Insights from the UK and beyond
Low-rate party comes to an end
First Direct has pulled the shutters down on new mortgage business. Albeit a temporary move, it is yet more unsettling news for scores of homeowners coming to the end of cheap deals. Such a move is unprecedented, but perhaps comes as little surprise, given that the lender has been market-leading for quite some time. With pricing more or less 0.5 percent below that of its nearest competitor, the influx of new business that has created a huge backlog is understandable.
The mortgage market is moving at an alarming pace: First Direct’s decision to suspend new borrowing and push business to its parent company, HSBC, is yet another example of lenders taking action to manage volumes. Others have used other means of stemming inflows — increasing rates, withdrawing products and restricting their best rates to lower loan-to-value customers, as the fallout from the credit crunch continues.
Borrowers, particularly those nearing the end of offer periods, are unnerved. Three-quarters of homeowners face significant jumps in mortgage repayments when their fixed-rate deals expire, personal finance Web site Fool.co.uk says, with a typical increase in interest from 4.8 percent to 6.3 percent. Homeowners on discounted, tracker and capped-rate mortgages could face significant hikes too. On a typical 25-year repayment mortgage of 200,000 pounds fixed at 4.8 percent, monthly repayments are 1,146 pounds. But every one percent rise in rates increases these repayments by around 120 pounds. The low-rate party, it seems, is finally over, and borrowers — both new and old — could be forgiven for feeling the rug is being pulled from under their feet.
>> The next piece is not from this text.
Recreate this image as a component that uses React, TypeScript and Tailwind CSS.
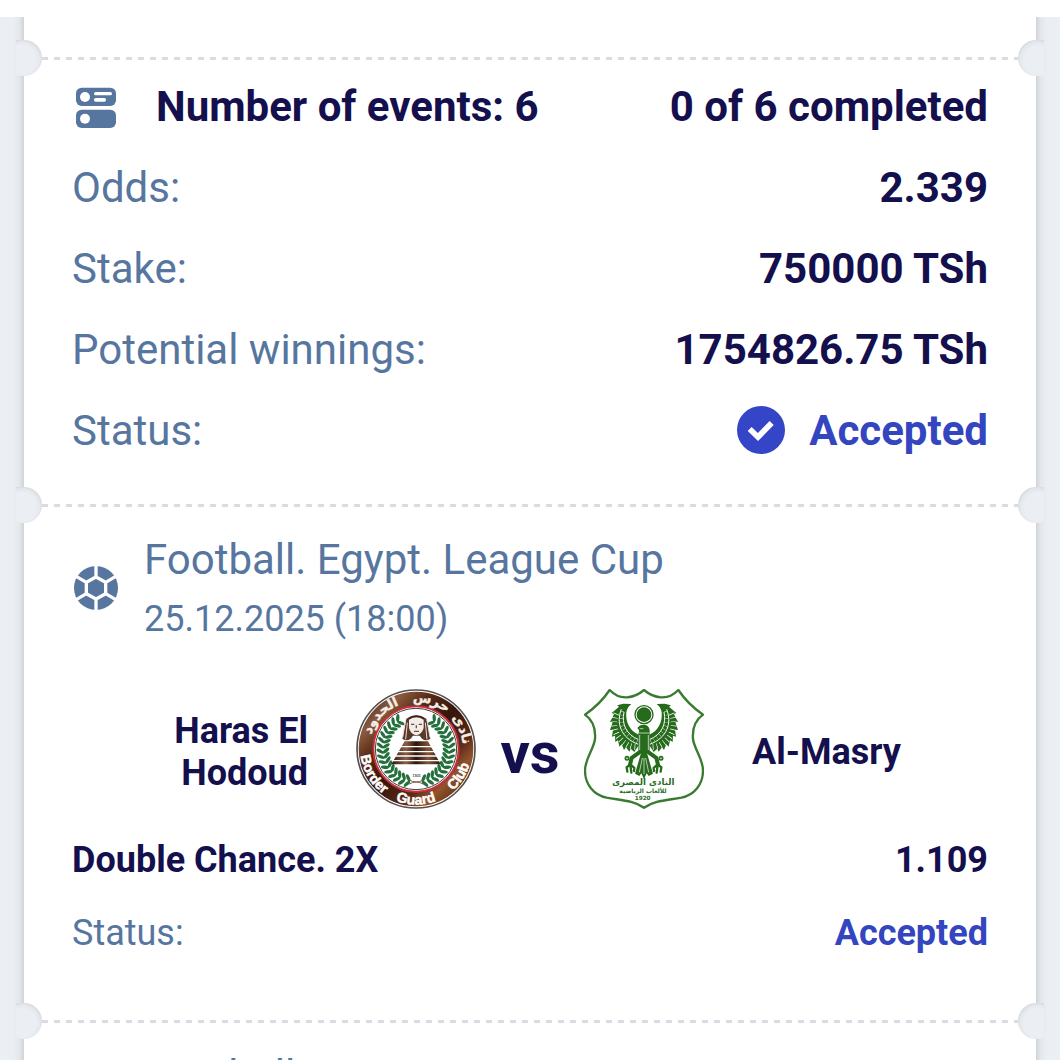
import React from 'react';

interface EventHeaderProps {
  league: string;
  date: string;
}

interface SummaryRowProps {
  label: string;
  children: React.ReactNode;
}

const EventsIcon = () => (
  <svg viewBox="36 25 144 144" className="w-12 h-12 shrink-0" aria-hidden="true">
    <rect x="48" y="39" width="120" height="55" rx="17" fill="#57769f" />
    <rect x="48" y="105" width="120" height="55" rx="17" fill="#57769f" />
    <circle cx="75" cy="67" r="15" fill="#fff" />
    <circle cx="75" cy="132" r="15" fill="#fff" />
    <rect x="102" y="52" width="54" height="10" rx="5" fill="#fff" />
    <rect x="102" y="70" width="36" height="11" rx="5" fill="#fff" />
  </svg>
);

const BallIcon = () => (
  <svg viewBox="66 72 144 144" className="w-12 h-12 shrink-0" aria-hidden="true">
    <circle cx="138" cy="144" r="66" fill="#57769f" />
    <path
      d="M138 111L167 127V161L138 177L109 161V127ZM138 111V74M167 127L201 107M167 161L201 181M138 177V214M109 161L75 181M109 127L75 107"
      fill="none"
      stroke="#fff"
      strokeWidth="10"
    />
  </svg>
);

const CheckIcon = () => (
  <svg viewBox="48 45 144 144" className="w-12 h-12 shrink-0" aria-hidden="true">
    <circle cx="120" cy="117" r="72" fill="#3445c8" />
    <path d="M86 114L111 138L152 96" fill="none" stroke="#fff" strokeWidth="17" />
  </svg>
);

const leafAngles = [-58, -49, -40, -31, -22, -13, -4, 5, 14, 23, 32, 41, 50, 59, 68, 77];

const HarasLogo = () => (
  <svg viewBox="48 57 360 360" className="w-[120px] h-[120px] shrink-0" role="img" aria-label="Haras El Hodoud">
    <defs>
      <linearGradient id="bronze" x1="0" y1="0" x2="1" y2="1">
        <stop offset="0" stopColor="#2e1308" />
        <stop offset=".2" stopColor="#8a5a3e" />
        <stop offset=".32" stopColor="#5a2b17" />
        <stop offset=".5" stopColor="#35150b" />
        <stop offset=".68" stopColor="#5a2b17" />
        <stop offset=".78" stopColor="#94532b" />
        <stop offset="1" stopColor="#240c05" />
      </linearGradient>
      <linearGradient id="stone" x1="0" x2="1">
        <stop offset="0" stopColor="#2c150c" />
        <stop offset=".3" stopColor="#8c6045" />
        <stop offset=".5" stopColor="#2c150c" />
        <stop offset=".75" stopColor="#80543a" />
        <stop offset="1" stopColor="#2c150c" />
      </linearGradient>
      <path id="ringTop" d="M87 237A141 141 0 0 1 369 237" />
      <path id="ringBottom" d="M61 237A167 167 0 0 0 395 237" />
    </defs>
    <circle cx="228" cy="237" r="177" fill="#fff" stroke="#55504e" strokeWidth="5" />
    <circle cx="228" cy="237" r="172" fill="url(#bronze)" />
    <circle cx="228" cy="237" r="128" fill="#fff" stroke="#c4303b" strokeWidth="6" />
    <circle cx="228" cy="237" r="122" fill="none" stroke="#473c38" strokeWidth="3" />

    {leafAngles.map((angle) => (
      <g key={angle} fill="#23703c">
        <g transform={`rotate(${angle} 228 237)`}>
          <ellipse cx="336" cy="234" rx="12" ry="5" transform="rotate(-35 336 234)" />
          <ellipse cx="318" cy="234" rx="12" ry="5" transform="rotate(35 318 234)" />
        </g>
        <g transform={`rotate(${-angle} 228 237)`}>
          <ellipse cx="120" cy="234" rx="12" ry="5" transform="rotate(35 120 234)" />
          <ellipse cx="138" cy="234" rx="12" ry="5" transform="rotate(-35 138 234)" />
        </g>
      </g>
    ))}

    <path d="M199 146Q229 124 259 146L271 206Q258 216 246 206L239 197H219L212 206Q200 216 187 206Z" fill="#5b392a" />
    <path d="M197 150L188 202M202 158L197 208M261 150L270 202M256 158L261 208" stroke="#e8ddd5" strokeWidth="3" />
    <path d="M207 149Q229 135 251 149V174Q245 194 229 196Q213 194 207 174Z" fill="#f3ece8" />
    <path d="M206 146Q229 132 252 146" fill="none" stroke="#3a2318" strokeWidth="4" />
    <path d="M213 163H223M236 163H246M222 184H237M229 166V175" stroke="#6b5145" strokeWidth="4" />
    <path d="M194 214H264L302 283H154Z" fill="url(#stone)" />
    <path d="M180 230H280M175 245H285M163 258H295M155 272H305" stroke="#fff" strokeWidth="4" />
    <path d="M208 330Q228 342 250 330M208 342Q228 330 250 342" fill="none" stroke="#7a5b4a" strokeWidth="3" />
    <text x="230" y="321" textAnchor="middle" fill="#444" className="font-['Liberation_Sans'] text-[11px] font-bold">1931</text>

    <g
      fill="#fff"
      stroke="#fff"
      strokeWidth="1.5"
      textAnchor="middle"
      className="font-['Liberation_Sans_Narrow','Liberation_Sans',sans-serif] text-[42px] font-bold"
    >
      <text><textPath href="#ringBottom" startOffset="17%">Border</textPath></text>
      <text><textPath href="#ringBottom" startOffset="50%">Guard</textPath></text>
      <text><textPath href="#ringBottom" startOffset="82%">Club</textPath></text>
    </g>
    <g
      fill="#f5eee9"
      stroke="#f5eee9"
      strokeWidth="1"
      textAnchor="middle"
      className="font-['DejaVu_Sans',sans-serif] text-[40px]"
    >
      <text><textPath href="#ringTop" startOffset="24%">الحدود</textPath></text>
      <text><textPath href="#ringTop" startOffset="60%">حرس</textPath></text>
      <text><textPath href="#ringTop" startOffset="87%">نادى</textPath></text>
    </g>
  </svg>
);

const Wing = () => (
  <g fill="none">
    <path
      d="M187 102L163 101L144 106L150 110L128 129L135 133L123 156L131 157L123 180L132 179L129 200L138 197L139 216L147 211L151 230L158 223L165 240L171 232L181 245L185 236L196 246L209 226V194C184 184 169 158 172 127Q175 111 187 102Z"
      fill="#266b1b"
    />
    <path d="M157 118C141 158 154 203 208 223" stroke="#fff" strokeWidth="3" />
    <path d="M165 126C157 162 172 194 209 209" stroke="#fff" strokeWidth="3" />
    <path d="M142 131C128 164 136 202 176 225Q188 231 204 231" stroke="#fff" strokeWidth="18" strokeDasharray="2 10" />
    <path d="M160 124C149 160 164 196 208 216" stroke="#fff" strokeWidth="10" strokeDasharray="1 10" />
  </g>
);

const Talon = () => (
  <g fill="none" stroke="#266b1b" strokeLinecap="round">
    <path d="M211 247L188 264L183 284" strokeWidth="12" />
    <path d="M184 283L173 292L175 305M184 285L187 308M184 283L196 294L195 303" strokeWidth="7" />
    <circle cx="174" cy="265" r="5" strokeWidth="5" />
  </g>
);

const MasryLogo = () => (
  <svg viewBox="45 57 360 360" className="w-[120px] h-[120px] shrink-0" role="img" aria-label="Al-Masry">
    <path
      d="M122 60Q145 84 174 82Q202 80 225 60Q248 80 276 82Q305 84 328 60Q357 103 402 134Q368 158 372 207C376 239 402 265 402 302C402 344 375 375 337 383C294 391 257 391 225 413C193 391 156 391 113 383C75 375 48 344 48 302C48 265 74 239 78 207Q82 158 48 134Q93 103 122 60Z"
      fill="#fff"
      stroke="#397b30"
      strokeWidth="7"
    />
    <Wing />
    <g transform="translate(450 0) scale(-1 1)">
      <Wing />
    </g>
    <Talon />
    <g transform="translate(450 0) scale(-1 1)">
      <Talon />
    </g>
    <circle cx="225" cy="134" r="27" fill="#fff" stroke="#266b1b" strokeWidth="4" />
    <circle cx="225" cy="134" r="22" fill="#266b1b" />
    <path d="M205 174Q212 163 226 164Q241 166 242 181V242L225 257L208 242V190Q214 183 205 174Z" fill="#266b1b" />
    <path d="M212 176H223M209 189H241M212 195V240M238 195V240" stroke="#fff" strokeWidth="2" />
    <path d="M217 246H233L252 311L239 318L233 310L225 328L217 310L211 318L198 311Z" fill="#266b1b" />
    <path d="M220 264L211 307M225 264V312M230 264L239 307" stroke="#fff" strokeWidth="2" />
    <g textAnchor="middle" fill="#266b1b" className="font-['DejaVu_Sans',sans-serif]">
      <text x="223" y="346" className="text-[26px] font-bold">النادى المصرى</text>
      <text x="222" y="369" className="text-[18px] font-bold">للألعاب الرياضية</text>
      <text x="221" y="390" className="text-[17px] font-bold">1920</text>
    </g>
  </svg>
);

// Perforated line between two parts of the ticket
const Perforation = () => (
  <div className="relative flex items-start -mx-2">
    <div className="w-[26px] h-9 shrink-0 rounded-r-full bg-[radial-gradient(circle_at_6px_20px,#ebeff4_14px,#e4e8ed_18px,#c9cdd2_23px)]" />
    <div className="grow h-[3px] mt-[17px] bg-[repeating-linear-gradient(to_right,#d9dde3_0_6px,transparent_6px_12px)]" />
    <div className="w-[26px] h-9 shrink-0 rounded-l-full bg-[radial-gradient(circle_at_20px_20px,#ebeff4_14px,#e4e8ed_18px,#c9cdd2_23px)]" />
  </div>
);

const SummaryRow: React.FC<SummaryRowProps> = ({ label, children }) => (
  <div className="flex items-center justify-between">
    <dt className="text-[#57769f]">{label}</dt>
    <dd className="font-bold">{children}</dd>
  </div>
);

const EventHeader: React.FC<EventHeaderProps> = ({ league, date }) => (
  <div className="flex items-center gap-6 text-[#57769f]">
    <BallIcon />
    <div className="flex flex-col gap-3.5">
      <h2 className="text-[42px] leading-[49px]">{league}</h2>
      <p className="text-4xl leading-[42px]">{date}</p>
    </div>
  </div>
);

const App: React.FC = () => {
  return (
    <div className="h-screen overflow-hidden flex flex-col bg-white font-[Roboto,sans-serif] text-[#140f4d]">
      <div className="h-[17px] shrink-0" />
      <div className="flex grow items-stretch">
        <div className="w-6 shrink-0 bg-[linear-gradient(to_right,#ebeff4_55%,#e4e8ed_80%,#d0d4d9)]" />

        <main className="relative grow min-w-0 bg-white">
          <div className="pt-[23px]">
            <Perforation />
          </div>

          <section className="px-12 pt-1.5 pb-8 text-[42px] leading-[49px]">
            <div className="flex items-end justify-between font-bold">
              <div className="flex items-end gap-9">
                <EventsIcon />
                <h1>Number of events: 6</h1>
              </div>
              <p>0 of 6 completed</p>
            </div>
            <dl className="flex flex-col gap-8 mt-8">
              <SummaryRow label="Odds:">2.339</SummaryRow>
              <SummaryRow label="Stake:">750000 TSh</SummaryRow>
              <SummaryRow label="Potential winnings:">1754826.75 TSh</SummaryRow>
              <SummaryRow label="Status:">
                <span className="flex items-start gap-6 text-[#3445c0]">
                  <CheckIcon />
                  Accepted
                </span>
              </SummaryRow>
            </dl>
          </section>

          <Perforation />

          <section className="px-12 pt-3 pb-[49px]">
            <EventHeader league="Football. Egypt. League Cup" date="25.12.2025 (18:00)" />

            <div className="flex items-center justify-center mt-[49px] text-4xl leading-[42px] font-bold">
              <p className="flex-1 pt-1.5 mr-12 text-right">Haras El Hodoud</p>
              <HarasLogo />
              <span className="w-[108px] pt-2 text-center text-[58px] leading-[64px]">vs</span>
              <MasryLogo />
              <p className="flex-1 pt-1.5 ml-12">Al-Masry</p>
            </div>

            <dl className="flex flex-col gap-[31px] mt-[30px] text-4xl leading-[42px]">
              <div className="flex items-center justify-between font-bold">
                <dt>Double Chance. 2X</dt>
                <dd>1.109</dd>
              </div>
              <div className="flex items-center justify-between">
                <dt className="text-[#57769f]">Status:</dt>
                <dd className="font-bold text-[#3445c0]">Accepted</dd>
              </div>
            </dl>
          </section>

          <Perforation />

          <section className="px-12 pt-3">
            <EventHeader league="Football. Egypt. League Cup" date="25.12.2025 (18:00)" />
          </section>
        </main>

        <div className="w-6 shrink-0 bg-[linear-gradient(to_left,#ebeff4_55%,#e4e8ed_80%,#d0d4d9)]" />
      </div>
    </div>
  );
};

export default App;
All, however, is not lost: there are still some attractive rates around, largely from building societies and smaller players. Cumberland Building Society has a 5.28 percent rate fixed until March 1 2010; Derbyshire Building Society charges 5.29 percent until July 31 2010; and Cheshire Building Society has a three-year fix at 5.49 percent. Indeed, building societies have proved the most competitive so far this year, according to online mortgage company mform.co.uk. It ranks best-buy products based on the true cost of a mortgage, including fees. Each time a lender appeared in the top 10 in the three months to March 31 they were awarded a point and, at the end of the period, the most points signify those lenders consistently offering good value.
Yorkshire Building Society was the most competitive mortgage lender during the first three months of 2008, with 24 points, followed by Furness Building Society in second place with 18 points, and the Chorley and West Bromwich building societies in joint third with 13. The big players — Halifax and Nationwide — scored just six and four points respectively, while Cheltenham and Gloucester achieved just two.
But with lenders pulling tranches of deals and changing their offerings on a near-daily basis, nothing remains the same for long. The message is clear: people looking for a new mortgage should shop around early to wade through the quagmire that is today’s mortgage market.